Coup de cœur pour Mélanie Berger et son travail sur la relation entre surface et profondeur dans le dessin. Dans les œuvres radicales et minimalistes qui sont exposées, elle est, à lire le texte de présentation d’Archiraar, « en recherche d’une image fulgurante et profonde, qui tisse un lien entre la surface – l’arrière-plan – et le premier plan de l’instant, fugitif et ténu »…

On peut aussi s’y perdre dans d’improbables paysages à travers d’étranges traces, superpositions, face aux réactions du papier… On pourra lire avec intérêt l’excellent billet de Léon Mychkine dans art-icle ainsi que son entretien avec Mélanie Berger.

L’accrochage tente des raprochements audacieux, assez réussis entre des œuvre de Mélanie Berger (Sans Titre (Agrafé Bleu-Vert en Paysage), 2023) et de Roman Moriceau (Fregilupus Varius, 2021), mais aussi des dialogues plus téméraires et à priori moins féconds avec Jonathan Rosić (Touching from a Distance, 2022)

Graphe, Dilecta et Anne de Villepoix

Première participation également pour Graphe (Madrid) avec des échanges entre de grands fusains de Raúl Artiles et des propositions très intéressantes de Eva Rodríguez Góngora.

Paréidolie 2023, vue du stand de la galeries Graphe, Madrid (Pepa Mora, Raúl Artiles) © Photo : Jean­Christophe Lett
Paréidolie 2023, vue du stand de la galeries Graphe, Madrid (Pepa Mora, Raúl Artiles) © Photo : Jean­Christophe Lett

Dilecta (Paris) présentait un remarquable ensemble de dessins à l’encre de Chine de Mircea Cantor, créés en 2018 pour le Musée de la Chasse.

Paréidolie 2023, vue du stand de la galerie Dilecta, Paris (Mircea Cantor, Mathilde Lestiboudois) © Photo : Jean­Christophe Lett
Paréidolie 2023, vue du stand de la galerie Dilecta, Paris (Mircea Cantor, Mathilde Lestiboudois) © Photo : Jean­Christophe Lett

De son côté, la galerie Anne de Villepoix exposait trois de ses artistes d’origine africaine : Atsoupé, Gastineau Massamba et Franck Lundangi.

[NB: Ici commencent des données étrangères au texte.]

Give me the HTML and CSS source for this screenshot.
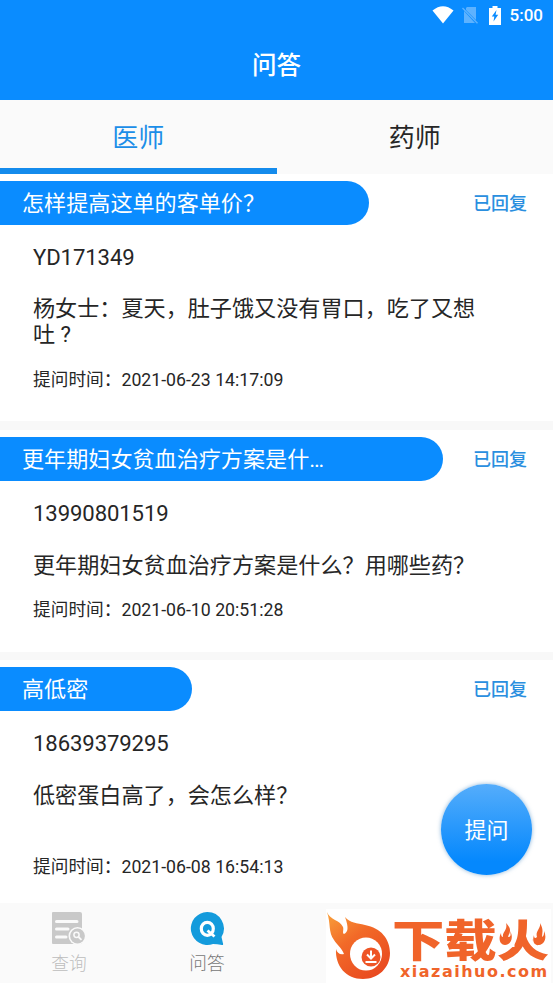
FILE: index.html
```
<!DOCTYPE html>
<html lang="zh-CN">
<head>
  <meta charset="UTF-8">
  <title>问答</title>
  <link rel="stylesheet" href="styles.css">
</head>
<body>

  <header class="header">
    <div class="status">
      <svg class="wifi" width="22" height="18" viewBox="0 0 22 18"><path d="M0.5 4.5Q11-4 21.5 4.5L11 17.5Z" fill="#fff"/></svg>
      <svg class="sim" width="17" height="18" viewBox="0 0 17 18">
        <path d="M5 1H14V14L4 4V2ZM2 5L13 17H2Z" fill="#5db2ff"/>
        <path d="M0.5 2L15.5 17.3" stroke="#5db2ff" stroke-width="1.4"/>
      </svg>
      <svg class="battery" width="12" height="19" viewBox="0 0 12 19">
        <path d="M3.500 0H8.500V2H12V19H0V2H3.500Z" fill="#fff"/>
        <path d="M7.500 4L2.800 10.500H5.300L4.500 15.500L9.200 8.800H6.600Z" fill="#0a8cff"/>
      </svg>
      <span class="clock">5:00</span>
    </div>
    <h1>问答</h1>
  </header>

  <nav class="tabs">
    <a class="tab active">医师</a>
    <a class="tab">药师</a>
  </nav>

  <main class="list">
    <section class="card">
      <div class="card-top">
        <h2 class="pill pill-mid">怎样提高这单的客单价？</h2>
        <span class="state">已回复</span>
      </div>
      <p class="user">YD171349</p>
      <p class="question">杨女士：夏天，肚子饿又没有胃口，吃了又想吐 ?</p>
      <p class="time">提问时间：2021-06-23 14:17:09</p>
    </section>

    <section class="card">
      <div class="card-top">
        <h2 class="pill pill-long">更年期妇女贫血治疗方案是什…</h2>
        <span class="state">已回复</span>
      </div>
      <p class="user">13990801519</p>
      <p class="question">更年期妇女贫血治疗方案是什么？用哪些药？</p>
      <p class="time">提问时间：2021-06-10 20:51:28</p>
    </section>

    <section class="card">
      <div class="card-top">
        <h2 class="pill pill-short">高低密</h2>
        <span class="state">已回复</span>
      </div>
      <p class="user">18639379295</p>
      <p class="question tall">低密蛋白高了，会怎么样？</p>
      <p class="time">提问时间：2021-06-08 16:54:13</p>
    </section>
  </main>

  <button class="ask">提问</button>

  <footer class="bottom">
    <a class="item">
      <svg width="36" height="36" viewBox="0 0 36 36">
        <path d="M2 1H29Q31 1 31 3V33H2Q1 33 1 32V2Q1 1 2 1Z" fill="#c9c9c9"/>
        <path d="M5.500 10.500H26M5.500 18H17M5.500 26H15" stroke="#fafafa" stroke-width="3" stroke-linecap="round"/>
        <circle cx="26.500" cy="25" r="9" fill="#fafafa"/>
        <circle cx="26.500" cy="25" r="7.400" fill="#c9c9c9"/>
        <circle cx="25.500" cy="23.800" r="2.600" fill="none" stroke="#fafafa" stroke-width="1.500"/>
        <path d="M27.500 26L30.500 28.800" stroke="#fafafa" stroke-width="1.800"/>
      </svg>
      <span>查询</span>
    </a>
    <a class="item active">
      <svg width="36" height="36" viewBox="0 0 36 36">
        <path d="M18 1A16.500 16.500 0 1 0 24 33Q28 33 33 34Q34.500 34 34 32.500L32.500 26A16.500 16.500 0 0 0 18 1Z" fill="#149bdc"/>
        <ellipse cx="18.300" cy="17.800" rx="6" ry="6.500" fill="none" stroke="#fff" stroke-width="3.200"/>
        <path d="M18.500 19.500L25.500 25.500" stroke="#fff" stroke-width="2.800"/>
      </svg>
      <span>问答</span>
    </a>
    <div class="brand">
      <svg class="flame" width="66" height="72" viewBox="0 0 66 72">
        <defs>
          <linearGradient id="fire" x1="0" y1="0" x2="0.7" y2="1">
            <stop offset="0" stop-color="#f9a13a"/>
            <stop offset="0.45" stop-color="#f26a28"/>
            <stop offset="1" stop-color="#e94a20"/>
          </linearGradient>
        </defs>
        <path d="M1 3C4 11 14 11 17 18C18 21 16 24 18 25C22 23 23 19 19 8C24 14 31 14 39 16C55 19 64 30 64 44C64 59 52 70 37 70C20 70 9 57 10 40C11 44 14 46 18 45C15 38 11 36 8 31C2 23 5 15 1 3Z" fill="url(#fire)"/>
        <ellipse cx="40" cy="45" rx="16" ry="16.500" fill="#fff"/>
        <circle cx="45" cy="48" r="9.500" fill="#ee5526"/>
        <path d="M45 41.500V48M41 45.500L45 49.500L49 45.500M39.500 53H50.500" fill="none" stroke="#fff" stroke-width="2"/>
      </svg>
      <div class="brand-text">
        <div class="brand-name">下载火</div>
        <div class="brand-url">xiazaihuo.com</div>
      </div>
      <svg class="sparks" width="50" height="26" viewBox="0 0 50 26">
        <path d="M0 0H15.500V25H0ZM33.500 0H50V25H33.500Z" fill="#fff"/>
        <path d="M7 1C14 8 10 11 9 15C12 15 12 12 11 9C15 15 12 23 6 23C1 23-1 17 2 11C2 14 3 15 4 15C3 10 9 8 7 1ZM41 1C45 8 43 11 43 15C45 14 45 12 45 9C48 15 46 22 40 23C35 24 33 19 35 13C35 16 36 17 38 15C36 9 42 7 41 1Z" fill="#f0642a"/>
      </svg>
    </div>
  </footer>

</body>
</html>
```
FILE: styles.css
```
body {
  position: relative;
  display: flex;
  flex-direction: column;
  height: 983px;
  margin: 0;
  background-color: #fff;
  color: #262626;
  font-family: Roboto, 'Noto Sans CJK SC', sans-serif;
  overflow: hidden;
}

h1, h2, p {
  margin: 0;
}

.header {
  height: 100px;
  background-color: #0a8cff;
  color: #fff;
}

.status {
  display: flex;
  align-items: center;
  justify-content: flex-end;
  height: 30px;
  padding-right: 10px;
}

.wifi {
  margin-right: 8px;
}

.sim {
  margin-right: 10px;
}

.battery {
  margin-right: 9px;
}

.clock {
  font-size: 17px;
  font-weight: 500;
}

h1 {
  font-size: 24.5px;
  font-weight: 500;
  line-height: 72px;
  text-align: center;
}

.tabs {
  display: flex;
  height: 74px;
  background-color: #fafafa;
}

.tab {
  flex: 1;
  box-sizing: border-box;
  height: 74px;
  font-size: 26px;
  line-height: 77px;
  text-align: center;
}

.tab.active {
  color: #1b8ee8;
  border-bottom: 6px solid #148bec;
}

.list {
  flex: 1;
}

.card {
  padding-top: 7px;
  padding-bottom: 30px;
  border-bottom: 9px solid #f8f8f8;
}

.card + .card {
  padding-bottom: 31px;
  border-bottom-width: 8px;
}

.card:last-child {
  padding-bottom: 0;
  border-bottom: none;
}

.card-top {
  display: flex;
  align-items: center;
  justify-content: space-between;
  height: 44px;
  padding-right: 26px;
}

.pill {
  box-sizing: border-box;
  height: 44px;
  padding-left: 22px;
  border-radius: 0 22px 22px 0;
  background-color: #0a8cff;
  color: #fff;
  font-size: 22.1px;
  font-weight: normal;
  line-height: 44px;
  white-space: nowrap;
}

.pill-mid {
  width: 369px;
}

.pill-long {
  width: 443px;
}

.pill-short {
  width: 192px;
}

.state {
  padding-bottom: 2px;
  color: #2a8fdf;
  font-size: 18px;
  font-weight: 500;
}

.user,
.question {
  padding: 0 66px 0 33px;
  font-size: 22.12px;
  line-height: 26px;
}

.user {
  margin-top: 19px;
  letter-spacing: -0.1px;
}

.question {
  margin-top: 25px;
}

.card + .card .question {
  margin-top: 26px;
}

.question.tall {
  min-height: 53px;
}

.time {
  margin-top: 22px;
  padding-left: 33px;
  font-size: 17.7px;
  line-height: 22px;
}

.card + .card .time {
  margin-top: 21px;
}

.ask {
  position: absolute;
  left: 441px;
  top: 784px;
  width: 91px;
  height: 91px;
  padding: 0 0 3px;
  border: none;
  border-radius: 50%;
  background: linear-gradient(#55adfb, #0588fd 85%);
  box-shadow: 0 0 4px rgba(60, 130, 190, 0.6);
  color: #fff;
  font-family: inherit;
  font-size: 22px;
}

.bottom {
  display: flex;
  flex: none;
  height: 80px;
  background-color: #fafafa;
}

.item {
  display: flex;
  flex-direction: column;
  align-items: center;
  width: 138px;
  padding-top: 8px;
  color: #bdbdbd;
  font-size: 17.7px;
  font-weight: 300;
  line-height: 34px;
}

.item.active {
  color: #777;
}

.brand {
  position: relative;
  display: flex;
  width: 225px;
  height: 74px;
  margin: 6px 2px 0 auto;
  background-color: #fff;
  color: #f0642a;
}

.flame {
  flex: none;
}

.brand-text {
  width: 153px;
}

.brand-name {
  height: 54px;
  font-family: 'Noto Sans CJK SC', sans-serif;
  font-size: 44px;
  font-weight: 900;
  line-height: 59px;
  white-space: nowrap;
  transform: scaleX(1.19);
  transform-origin: left;
}

.brand-url {
  padding-left: 8px;
  font-family: 'DejaVu Sans', sans-serif;
  font-size: 16px;
  font-weight: bold;
  letter-spacing: 1.5px;
  line-height: 18px;
}

/* flames on both sides of the last character */
.sparks {
  position: absolute;
  left: 173px;
  top: 13px;
}
```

Paréidolie 2023, vue du stand de la galeries Anne de Villepoix, Paris (Gastineau Massamba, Atsoupé, Franck Lundangi) © Photo : Jean­Christophe Lett
Paréidolie 2023, vue du stand de la galeries Anne de Villepoix, Paris (Gastineau Massamba, Atsoupé, Franck Lundangi) © Photo : Jean­Christophe Lett

Laurent Godin

Paréidolie 2023, vue du stand de la galerie Laurent Godin, Paris (Marc Couturier, Laurent Galland) © Photo : Jean­Christophe Lett
Paréidolie 2023, vue du stand de la galerie Laurent Godin, Paris (Marc Couturier, Laurent Galland) © Photo : Jean­Christophe Lett

Si l’accrochage chez Bernard Jordan était toujours aussi pléthorique et hétéroclite, Laurent Godin avait choisi de proposer un focus très réussi sur Laurent Galland avec des feuilles de sa série des « grandes formes molles dynamisées » (2023) et de celle des « constructions répétitives » (2022).

On remarquait également un ensemble d’encres sur papier de Marc Couturier absolument fascinantes.

Marc Couturier - Galerie Laurent Godin - Pareidolie 2023
Marc Couturier – Galerie Laurent Godin – Pareidolie 2023

L’opportunité de présenter cet artiste s’imposait cette année. En effet, on peut voir, dans l’incontournable « Sentiment du dessin » au [mac], L’infini sur terre dans un espace donné, une installation fabuleuse de Marc Couturier, composée de 4032 dessins au crayon réalisés entre décembres 1995-septembre 1996…

Hors les murs, la programmation propose jusqu’au 19 novembre « Le sentiment du dessin », incontournable exposition au [mac] musée d’art contemporain de Marseille à propos de laquelle on peut lire ici « Traversées sentimentales » de Marie Godfrin-Guidicelli

Paréidolie 2023 inaugure La Saison du Dessin qui prolonge le salon avec des projets curatoriaux et des temps d’exposition longs sur le dessin dans une trentaine de lieux partenaires à Marseille et sur tout l’arc méditerranéen, de Nice à Perpignan, jusqu’à fin décembre.